The researcher: Stephen Zahorian, professor of electrical and computer engineering.
The research: Zahorian is developing a multilanguage, multispeaker database that will be available for spoken-language processing research. The project is supported by a grant of nearly half a million dollars from the Air Force Office of Scientific Research.
The strategy: First, Zahorian and his team will gather recordings of hundreds of speakers each in English, Spanish and Mandarin Chinese. The recordings will be annotated to create a kind of closed captioning, including time stamps and descriptions of background noises. Once the recordings are transcribed, automatic speech recognition algorithms will be used to align the recording with the captions. Next, software will be developed to verify and correct errors in the time alignment.
“Speech-recognition algorithms begin by mimicking what your ear does,” Zahorian says. “But we want the algorithms to extract just the most useful characteristics of the speech, not all of the possible data. That’s because more detail can actually hurt performance, past a certain point.”
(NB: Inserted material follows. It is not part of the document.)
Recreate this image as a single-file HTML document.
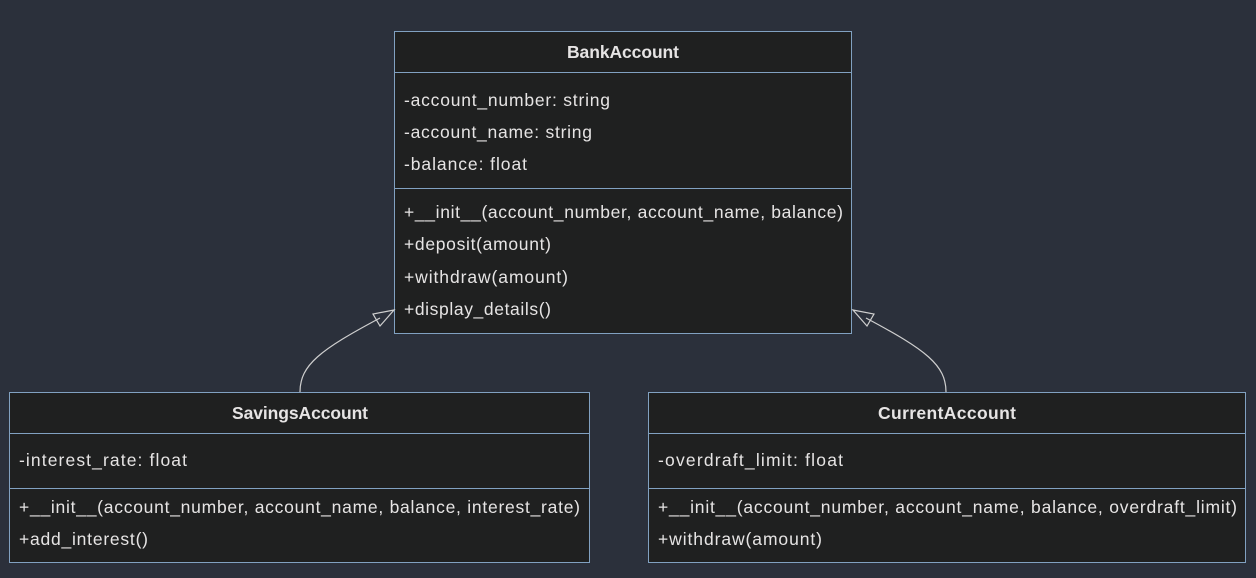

While algorithms typically convert sounds into numbers, Zahorian represents speech as a picture in a time-frequency plane. He uses image-processing techniques to extract features of the speech, which has led him to focus more on time than on frequency.
Researchers test algorithms using databases held by the Linguistic Data Consortium. Zahorian’s unusual image-based approach has returned some of the best results ever reported for automatic speech recognition experiments.
The database Zahorian develops will join these others, offering any researcher a new way to test theories with samples of real-life speech.